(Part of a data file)

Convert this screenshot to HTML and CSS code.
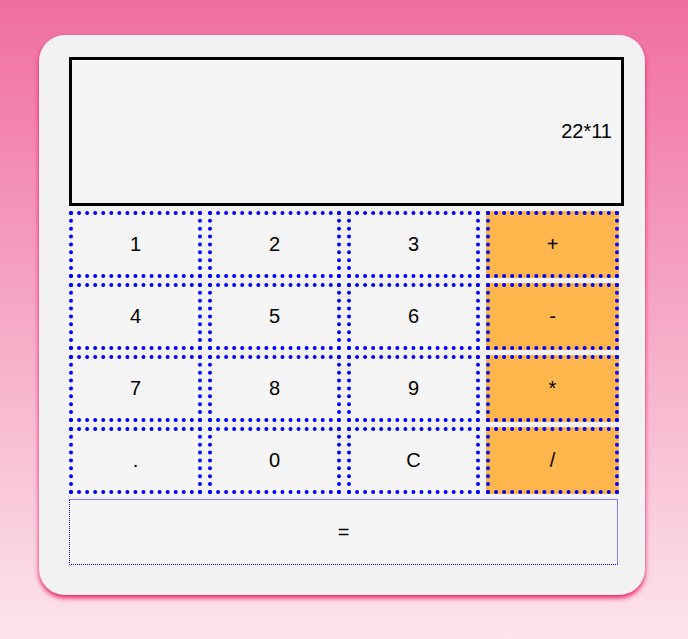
FILE: index.html
```html
<!DOCTYPE html>
<html>
<head>
<meta charset="utf-8">
<link rel="stylesheet" href="styles.css">
</head>
<body>
<div class="calc">
  <div class="display">22*11</div>
  <div class="keys">
    <button class="key">1</button>
    <button class="key">2</button>
    <button class="key">3</button>
    <button class="key op">+</button>
    <button class="key">4</button>
    <button class="key">5</button>
    <button class="key">6</button>
    <button class="key op">-</button>
    <button class="key">7</button>
    <button class="key">8</button>
    <button class="key">9</button>
    <button class="key op">*</button>
    <button class="key">.</button>
    <button class="key">0</button>
    <button class="key">C</button>
    <button class="key op">/</button>
  </div>
  <button class="equals">=</button>
</div>
</body>
</html>
```
FILE: styles.css
```css
html, body {
  margin: 0;
  height: 639px;
}
body {
  background: linear-gradient(to bottom, #f06ea0 0%, #fce4ec 100%);
  font-family: "Liberation Sans", Arial, sans-serif;
  padding-top: 35px;
  box-sizing: border-box;
}
.calc {
  margin-left: 39px;
  width: 606px;
  height: 560px;
  box-sizing: border-box;
  padding: 22px 0 30px 30px;
  background: #f2f2f2;
  border-radius: 26px;
  box-shadow: 0 3px 5px #e91e63;
  display: flex;
  flex-direction: column;
}
.display {
  width: 555px;
  height: 149px;
  flex: none;
  box-sizing: border-box;
  border: 3px solid #000;
  background: #f5f5f5;
  display: flex;
  align-items: center;
  justify-content: flex-end;
  padding-right: 9px;
  font-size: 20px;
  color: #000;
}
.keys {
  margin-top: 5px;
  width: 551px;
  display: grid;
  grid-template-columns: repeat(4, 133px);
  grid-auto-rows: 67px;
  column-gap: 6px;
  row-gap: 5px;
}
.key {
  box-sizing: border-box;
  border: 4px dotted #0000ff;
  background: #f5f5f5;
  font-family: "Liberation Sans", Arial, sans-serif;
  font-size: 20px;
  color: #000;
  padding: 0;
  margin: 0;
}
.key.op {
  background: #ffb74d;
}
.equals {
  margin-top: 5px;
  width: 549px;
  height: 66px;
  flex: none;
  box-sizing: border-box;
  border: 1px dotted #0000ff;
  border-top: 1px solid #8080ff;
  border-right: 1px solid #8080ff;
  background: #f5f5f5;
  font-family: "Liberation Sans", Arial, sans-serif;
  font-size: 20px;
  color: #000;
  padding: 0;
}
```
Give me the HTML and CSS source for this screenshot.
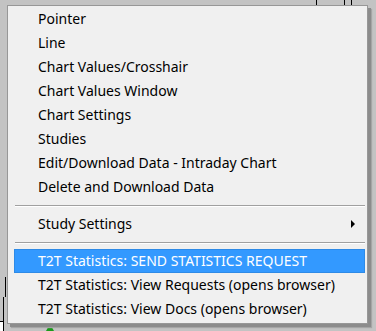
FILE: index.html
```html
<!DOCTYPE html>
<html lang="en">
<head>
    <meta charset="UTF-8">
    <meta name="viewport" content="width=device-width, initial-scale=1.0">
    <title>Chart Context Menu</title>
    <link rel="stylesheet" href="styles.css">
</head>
<body>

    <div class="chart-bits">
        <span class="tick t1"></span>
        <span class="tick t2"></span>
        <span class="tick t3"></span>
        <span class="bar-left"></span>
        <span class="bar-left2"></span>
        <span class="box-left"></span>
        <span class="marker"></span>
    </div>

    <div class="menu">
        <div class="item">Pointer</div>
        <div class="item">Line</div>
        <div class="item">Chart Values/Crosshair</div>
        <div class="item">Chart Values Window</div>
        <div class="item">Chart Settings</div>
        <div class="item">Studies</div>
        <div class="item">Edit/Download Data - Intraday Chart</div>
        <div class="item">Delete and Download Data</div>
        <div class="separator"></div>
        <div class="item has-sub">Study Settings <span class="arrow"></span></div>
        <div class="separator"></div>
        <div class="item active">T2T Statistics: SEND STATISTICS REQUEST</div>
        <div class="item">T2T Statistics: View Requests (opens browser)</div>
        <div class="item">T2T Statistics: View Docs (opens browser)</div>
    </div>

</body>
</html>
```

FILE: styles.css
```css
body {
    margin: 0;
    padding: 5px 0 0 7px;
    width: 376px;
    height: 331px;
    box-sizing: border-box;
    background-color: #c3c3c3;
    font-family: "Noto Sans", "Open Sans", sans-serif;
    overflow: hidden;
}

/* bits of the chart behind the menu */
.chart-bits .tick {
    position: absolute;
    top: 0;
    width: 1px;
    height: 5px;
    background-color: #000;
}

.t1 { left: 316px; }
.t2 { left: 344px; }
.t3 { left: 351px; }

.chart-bits .bar-left {
    position: absolute;
    left: 5px;
    top: 277px;
    width: 1px;
    height: 20px;
    background-color: #000;
}

.chart-bits .bar-left2 {
    position: absolute;
    left: 3px;
    top: 297px;
    width: 1px;
    height: 24px;
    background-color: #000;
}

.chart-bits .box-left {
    position: absolute;
    left: 0;
    top: 321px;
    width: 3px;
    height: 10px;
    background-color: #fff;
    border: 1px solid #000;
    border-left: none;
}

.chart-bits .marker {
    position: absolute;
    left: 46px;
    top: 324px;
    width: 0;
    height: 0;
    border-left: 4px solid transparent;
    border-right: 4px solid transparent;
    border-bottom: 7px solid #1a9a1a;
}

.menu {
    position: relative;
    width: 359px;
    padding: 1px 0 2px 0;
    background-color: #f0f0f0;
    border: 1px solid #979797;
    box-shadow: 3px 3px 0 #8c8c8c, 4px 4px 1px #a5a5a5;
}

.item {
    height: 24px;
    margin: 0 2px 0 6px;
    padding-left: 23px;
    font-size: 14px;
    line-height: 22px;
    color: #000;
    white-space: nowrap;
    box-sizing: border-box;
    border: 1px solid transparent;
}

.item.active {
    background-color: #3399ff;
    border-color: #2e8ae6;
    color: #fff;
}

.has-sub {
    display: flex;
    justify-content: space-between;
    align-items: center;
}

.arrow {
    width: 0;
    height: 0;
    margin-right: 9px;
    border-top: 4px solid transparent;
    border-bottom: 4px solid transparent;
    border-left: 4px solid #000;
}

.separator {
    height: 1px;
    margin: 6px 2px 5px 7px;
    background-color: #a0a0a0;
    border-bottom: 1px solid #ffffff;
}
```
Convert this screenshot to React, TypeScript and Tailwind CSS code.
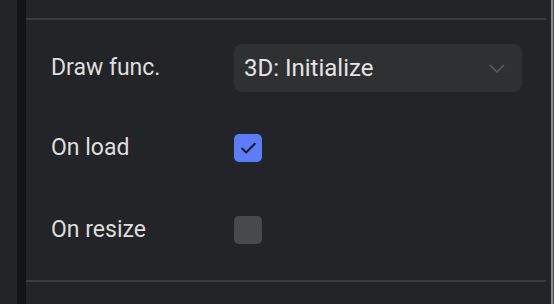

→ **Stated goal**
All of the lines above should be printed exactly, minus the pictures.

→ **Reply**
Convert this screenshot to HTML and CSS code.
FILE: index.html
```html
<!DOCTYPE html>
<html>
<head>
<meta charset="utf-8">
<link rel="stylesheet" href="styles.css">
</head>
<body>
<div class="calc">
  <div class="display">22*11</div>
  <div class="keys">
    <button class="key">1</button>
    <button class="key">2</button>
    <button class="key">3</button>
    <button class="key op">+</button>
    <button class="key">4</button>
    <button class="key">5</button>
    <button class="key">6</button>
    <button class="key op">-</button>
    <button class="key">7</button>
    <button class="key">8</button>
    <button class="key">9</button>
    <button class="key op">*</button>
    <button class="key">.</button>
    <button class="key">0</button>
    <button class="key">C</button>
    <button class="key op">/</button>
  </div>
  <button class="equals">=</button>
</div>
</body>
</html>
```
FILE: styles.css
```css
html, body {
  margin: 0;
  height: 639px;
}
body {
  background: linear-gradient(to bottom, #f06ea0 0%, #fce4ec 100%);
  font-family: "Liberation Sans", Arial, sans-serif;
  padding-top: 35px;
  box-sizing: border-box;
}
.calc {
  margin-left: 39px;
  width: 606px;
  height: 560px;
  box-sizing: border-box;
  padding: 22px 0 30px 30px;
  background: #f2f2f2;
  border-radius: 26px;
  box-shadow: 0 3px 5px #e91e63;
  display: flex;
  flex-direction: column;
}
.display {
  width: 555px;
  height: 149px;
  flex: none;
  box-sizing: border-box;
  border: 3px solid #000;
  background: #f5f5f5;
  display: flex;
  align-items: center;
  justify-content: flex-end;
  padding-right: 9px;
  font-size: 20px;
  color: #000;
}
.keys {
  margin-top: 5px;
  width: 551px;
  display: grid;
  grid-template-columns: repeat(4, 133px);
  grid-auto-rows: 67px;
  column-gap: 6px;
  row-gap: 5px;
}
.key {
  box-sizing: border-box;
  border: 4px dotted #0000ff;
  background: #f5f5f5;
  font-family: "Liberation Sans", Arial, sans-serif;
  font-size: 20px;
  color: #000;
  padding: 0;
  margin: 0;
}
.key.op {
  background: #ffb74d;
}
.equals {
  margin-top: 5px;
  width: 549px;
  height: 66px;
  flex: none;
  box-sizing: border-box;
  border: 1px dotted #0000ff;
  border-top: 1px solid #8080ff;
  border-right: 1px solid #8080ff;
  background: #f5f5f5;
  font-family: "Liberation Sans", Arial, sans-serif;
  font-size: 20px;
  color: #000;
  padding: 0;
}
```
Give me the HTML and CSS source for this screenshot.
FILE: index.html
```html
<!DOCTYPE html>
<html lang="en">
<head>
    <meta charset="UTF-8">
    <meta name="viewport" content="width=device-width, initial-scale=1.0">
    <title>Chart Context Menu</title>
    <link rel="stylesheet" href="styles.css">
</head>
<body>

    <div class="chart-bits">
        <span class="tick t1"></span>
        <span class="tick t2"></span>
        <span class="tick t3"></span>
        <span class="bar-left"></span>
        <span class="bar-left2"></span>
        <span class="box-left"></span>
        <span class="marker"></span>
    </div>

    <div class="menu">
        <div class="item">Pointer</div>
        <div class="item">Line</div>
        <div class="item">Chart Values/Crosshair</div>
        <div class="item">Chart Values Window</div>
        <div class="item">Chart Settings</div>
        <div class="item">Studies</div>
        <div class="item">Edit/Download Data - Intraday Chart</div>
        <div class="item">Delete and Download Data</div>
        <div class="separator"></div>
        <div class="item has-sub">Study Settings <span class="arrow"></span></div>
        <div class="separator"></div>
        <div class="item active">T2T Statistics: SEND STATISTICS REQUEST</div>
        <div class="item">T2T Statistics: View Requests (opens browser)</div>
        <div class="item">T2T Statistics: View Docs (opens browser)</div>
    </div>

</body>
</html>
```

FILE: styles.css
```css
body {
    margin: 0;
    padding: 5px 0 0 7px;
    width: 376px;
    height: 331px;
    box-sizing: border-box;
    background-color: #c3c3c3;
    font-family: "Noto Sans", "Open Sans", sans-serif;
    overflow: hidden;
}

/* bits of the chart behind the menu */
.chart-bits .tick {
    position: absolute;
    top: 0;
    width: 1px;
    height: 5px;
    background-color: #000;
}

.t1 { left: 316px; }
.t2 { left: 344px; }
.t3 { left: 351px; }

.chart-bits .bar-left {
    position: absolute;
    left: 5px;
    top: 277px;
    width: 1px;
    height: 20px;
    background-color: #000;
}

.chart-bits .bar-left2 {
    position: absolute;
    left: 3px;
    top: 297px;
    width: 1px;
    height: 24px;
    background-color: #000;
}

.chart-bits .box-left {
    position: absolute;
    left: 0;
    top: 321px;
    width: 3px;
    height: 10px;
    background-color: #fff;
    border: 1px solid #000;
    border-left: none;
}

.chart-bits .marker {
    position: absolute;
    left: 46px;
    top: 324px;
    width: 0;
    height: 0;
    border-left: 4px solid transparent;
    border-right: 4px solid transparent;
    border-bottom: 7px solid #1a9a1a;
}

.menu {
    position: relative;
    width: 359px;
    padding: 1px 0 2px 0;
    background-color: #f0f0f0;
    border: 1px solid #979797;
    box-shadow: 3px 3px 0 #8c8c8c, 4px 4px 1px #a5a5a5;
}

.item {
    height: 24px;
    margin: 0 2px 0 6px;
    padding-left: 23px;
    font-size: 14px;
    line-height: 22px;
    color: #000;
    white-space: nowrap;
    box-sizing: border-box;
    border: 1px solid transparent;
}

.item.active {
    background-color: #3399ff;
    border-color: #2e8ae6;
    color: #fff;
}

.has-sub {
    display: flex;
    justify-content: space-between;
    align-items: center;
}

.arrow {
    width: 0;
    height: 0;
    margin-right: 9px;
    border-top: 4px solid transparent;
    border-bottom: 4px solid transparent;
    border-left: 4px solid #000;
}

.separator {
    height: 1px;
    margin: 6px 2px 5px 7px;
    background-color: #a0a0a0;
    border-bottom: 1px solid #ffffff;
}
```
Convert this screenshot to React, TypeScript and Tailwind CSS code.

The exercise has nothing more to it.